Using one was the right choice for Adam, a dad blogger. "We've all seen the news and I wanted that peace of mind," he says. Although he never reviewed the recordings taken while the sitter watched his two-year-old, he says he felt safer knowing he had the option to check in.

Other parents argue that a camera isn't necessary. "We don't use a nanny cam," says one member of the iVillage community. "You just have to trust the person. If you don't have that feeling, then I wouldn't leave my kids with her. I would hate to be recorded every moment at my job.”

As with all parenting decisions, you need to do what's right for you. If you decide to use a nanny cam, follow these guidelines to protect yourself, your child and your relationship with your sitter.

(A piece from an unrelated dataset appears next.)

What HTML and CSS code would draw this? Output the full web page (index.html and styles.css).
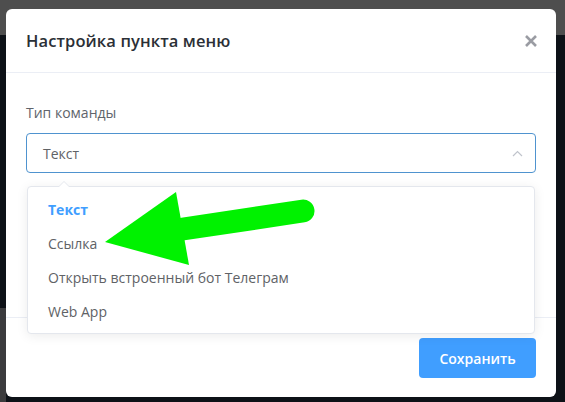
FILE: index.html
```html
<!DOCTYPE html>
<html lang="ru">
<head>
<meta charset="utf-8">
<link rel="stylesheet" href="styles.css">
</head>
<body>
<div class="backdrop">
  <div class="modal">
    <div class="modal-header">
      <span class="modal-title">Настройка пункта меню</span>
      <svg class="close" width="14" height="14" viewBox="0 0 14 14"><path d="M2 2L12 12M12 2L2 12" stroke="#9a9ca3" stroke-width="2.6" stroke-linecap="butt"/></svg>
    </div>
    <div class="modal-body">
      <div class="label">Тип команды</div>
      <div class="select">
        <span class="select-value">Текст</span>
        <svg class="chevron" width="11" height="7" viewBox="0 0 11 7"><path d="M1 6L5.5 1.5L10 6" fill="none" stroke="#c0c4cc" stroke-width="1.2"/></svg>
      </div>
    </div>
    <div class="modal-footer">
      <button class="btn-primary">Сохранить</button>
    </div>
    <div class="dropdown">
      <div class="pointer"></div>
      <div class="option selected">Текст</div>
      <div class="option">Ссылка</div>
      <div class="option">Открыть встроенный бот Телеграм</div>
      <div class="option">Web App</div>
    </div>
  </div>
  <svg class="green-arrow" width="565" height="402" viewBox="0 0 565 402">
    <line x1="183" y1="229" x2="303" y2="211" stroke="#00f200" stroke-width="23" stroke-linecap="round"/>
    <polygon points="105,242 176,192 189,265" fill="#00f200"/>
  </svg>
</div>
</body>
</html>
```
FILE: styles.css
```css
* { box-sizing: border-box; }
html, body { margin: 0; padding: 0; }
body {
  width: 565px;
  height: 402px;
  overflow: hidden;
  font-family: "Open Sans", "Noto Sans", sans-serif;
}
.backdrop {
  position: relative;
  width: 565px;
  height: 402px;
  padding: 9px 9px 0 6px;
  background:
    linear-gradient(#4e4e4e 0 35px, transparent 35px),
    linear-gradient(to right, #3b3b3d 0 6px, transparent 6px) 0 308px / 100% 94px no-repeat,
    #0d1117;
}
.modal {
  position: relative;
  width: 550px;
  height: 388px;
  background: #fff;
  border-radius: 6px;
  display: flex;
  flex-direction: column;
}
.modal-header {
  height: 64px;
  padding: 0 18px 0 20px;
  display: flex;
  align-items: center;
  justify-content: space-between;
  border-bottom: 1px solid #ebeef5;
}
.modal-title {
  font-size: 16.5px;
  font-weight: 600;
  color: #2b2f36;
  letter-spacing: 0.1px;
}
.close { display: block; }
.modal-body {
  height: 245px;
  padding: 30px 20px 0 20px;
  border-bottom: 1px solid #ebeef5;
}
.label {
  height: 20px;
  line-height: 20px;
  font-size: 14px;
  color: #60646b;
  margin-bottom: 10px;
}
.select {
  height: 40px;
  border: 1px solid #4f93cf;
  border-radius: 4px;
  display: flex;
  align-items: center;
  justify-content: space-between;
  padding: 0 12px 0 16px;
}
.select-value {
  font-size: 14px;
  color: #606266;
}
.chevron { display: block; }
.modal-footer {
  flex: 1;
  display: flex;
  justify-content: flex-end;
  align-items: flex-start;
  padding: 20px 20px 0 20px;
}
.btn-primary {
  width: 117px;
  height: 40px;
  border: none;
  border-radius: 4px;
  background: #409eff;
  color: #fff;
  font-family: "Open Sans", "Noto Sans", sans-serif;
  font-size: 14px;
  font-weight: 600;
}
.dropdown {
  position: absolute;
  left: 21px;
  top: 177px;
  width: 508px;
  height: 148px;
  background: #fff;
  border: 1px solid #e4e7ed;
  border-radius: 4px;
  box-shadow: 0 2px 12px rgba(0, 0, 0, 0.08);
  padding: 6px 0 5px 0;
}
.pointer {
  position: absolute;
  left: 30px;
  top: -6px;
  width: 0;
  height: 0;
  border-left: 6px solid transparent;
  border-right: 6px solid transparent;
  border-bottom: 6px solid #e4e7ed;
}
.pointer::after {
  content: "";
  position: absolute;
  left: -5px;
  top: 1px;
  border-left: 5px solid transparent;
  border-right: 5px solid transparent;
  border-bottom: 5px solid #fff;
}
.option {
  height: 34px;
  line-height: 34px;
  padding: 0 20px;
  font-size: 14px;
  color: #606266;
}
.option.selected {
  color: #409eff;
  font-weight: 700;
}
.green-arrow {
  position: absolute;
  left: 0;
  top: 0;
  pointer-events: none;
}
```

Consider telling your caregiver.
Some parents use a webcam to check in periodically throughout the day, and in those cases, it makes sense to be up front with the nanny from the start, says Vicki Panaccione, child psychologist, parent coach, founder of The Better Parenting Institute. "Honesty is important in any relationship. This way, the camera serves as an extra layer of protection," she explains. If you’re installing a nanny cam because of a gut feeling that something isn’t quite right, however, there's no need to share that information. In Spiegel’s experience, she says most people don’t start out having a nanny cam; it’s usually because they suspect something is off. "Those gut worries are important to pay attention to," she says. As far as the law goes, it's legal to record a video without sound of someone in your own home; state laws vary on the use of audio, however.

Do your research.
The size, scope, and technology of nanny cams vary greatly. You can get everything from a stuffed animal that connects to your PC for under $20 to a high tech wireless Internet security camera that's about $300 or top of the line motion-activated digital video security system for $500. It all depends on your needs.

Decide how frequently you'll check in.
Resist the urge to monitor every moment of your child's day, says Spiegel. "Use it when you’re concerned about something or when you'd just like to check in," she says. Spending too much time observing may contribute to your anxiety level.

Be diplomatic.
If you see something you didn’t like on the nanny cam that wasn’t egregious (like her keeping the TV on too much), tell your nanny you’d like to go over the rules again, but try not to be overly critical, says Spiegel. For more serious offenses, however, you’ll likely have to let the nanny go, and if necessary, alert her agency and  authorities.

Learn to trust your sitter.
The best way to ease your concerns is to make sure you feel as comfortable with the nanny as possible: Check references, do a background check, and take the time to conduct a thorough interview at the start, says Panaccione. And if you want to continue to check up on your sitter without using a hidden camera, try a few unexpected drops-ins, call the house using a video call program like Apple’s FaceTime or Skype, or ask a trusted mom friend at the playground to report back. "The bottom line," says Spiegel, "is that trust is something that is earned on both sides."